Betting on China: GM’s Ambitious Plan for Growth Relies on Network Orchestration
General Motors just announced plans to bet big in China. More than 60 new models – all with specialized local market features – are planned for launch in China by 2020. Despite economic headwinds and a slowdown, China remains a growth opportunity. Its auto market is expected to grow between three and five percent annually for the next few years. The Chinese consumer has a thirst for high end cars, and GM intends to fill that demand with lane shift alerts and autonomous technology features – as well as internet connections, something Chinese consumers emphasize as a major feature in their car-buying decision.
Developing a series of new lines with new features to be introduced to an overseas market poses challenges. And then there’s the added hurdles of conducting business in China, where regulations, policies, trade relations, and overall lack of transparency are very real risks. Here are three concerns with a move such as this:
Biting Off More Than You Can Chew
In recent years the automotive industry has seen a simplification movement. Fewer lines and models. Leaning more on a mass customization approach that standardizes processes yet enables options to be available to customers. Adding 60 new lines introduces new levels of complexity. Adding to that is the challenge of new features, such as internet connectivity that appeal primarily to just that consumer market. On top of that, the idea of introducing these new vehicles to a Chinese market that is elusive and volatile, given the social, economic, and political instability of the environment, is questionable.

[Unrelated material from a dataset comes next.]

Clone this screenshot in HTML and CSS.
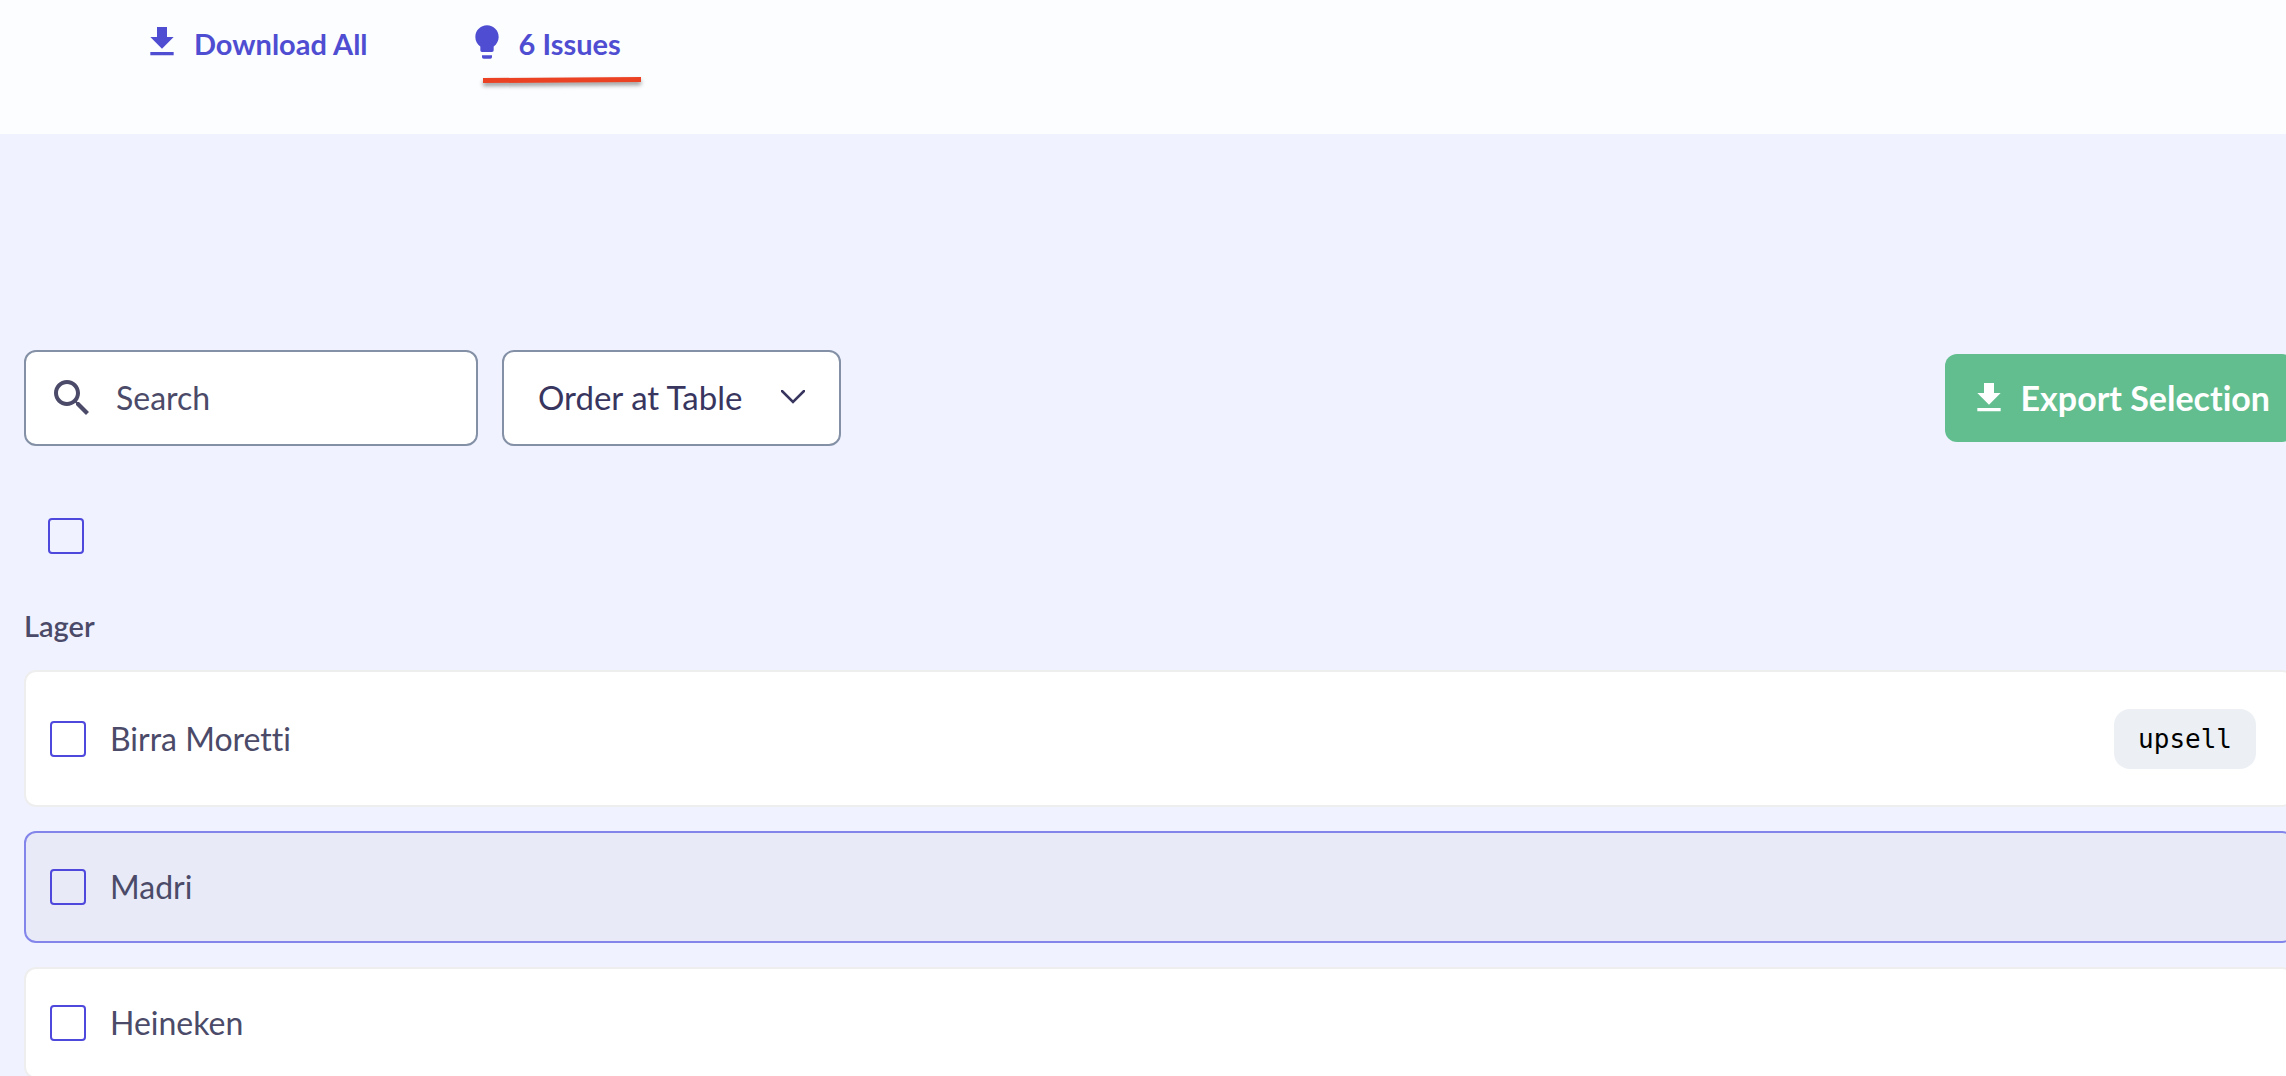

If GM gets this right and consumers are engaged, there’s still the challenge of fulfilling orders at a profit. Given the potential risk factors and pitfalls of introducing products and conducting commerce in China, uncertainty around total cost to deliver goods to this market are a concern. Setting aside the volatile factors relating to Chinese regulations, economy, and government, the mere logistical challenges of delivering high-end vehicles to China can be daunting. It will place considerable pressure on the supply chain. This includes costs associated with transportation, raw materials, inventory, regulatory compliance, and environmental responsibility. Factor in currency and capital-related risk presented by monetary policy around the yuan, and there are more questions than clear answers.
Many manufacturers have moved to models that enable them to produce goods closer to the end-customer. This move counters the complexities of outsourced manufacturing and alleviates some of the pressures caused by it. GM operates plants and joint ventures in China that help shorten the supply chain. But the addition of 60 new lines and innovative features brings new issues around capabilities. For starters, will it be able to find the necessary resources locally (labor, technology, materials) to support the new vehicle portfolio? Second, producing high-end vehicles that are comprised of highly interdependent parts in a complex supplier network poses challenges around quality and safety when executed locally in China.
In an election year, where the leading presidential candidates all seem to be moving away from free-trade positons, the threat of tariffs and trade war looms. This could be another massive cost and impact to plans for selling cars in China. It’s difficult to say what the world will look like four years from now, in 2020. But many of the signs point to what could be a rough terrain ahead for GM in China.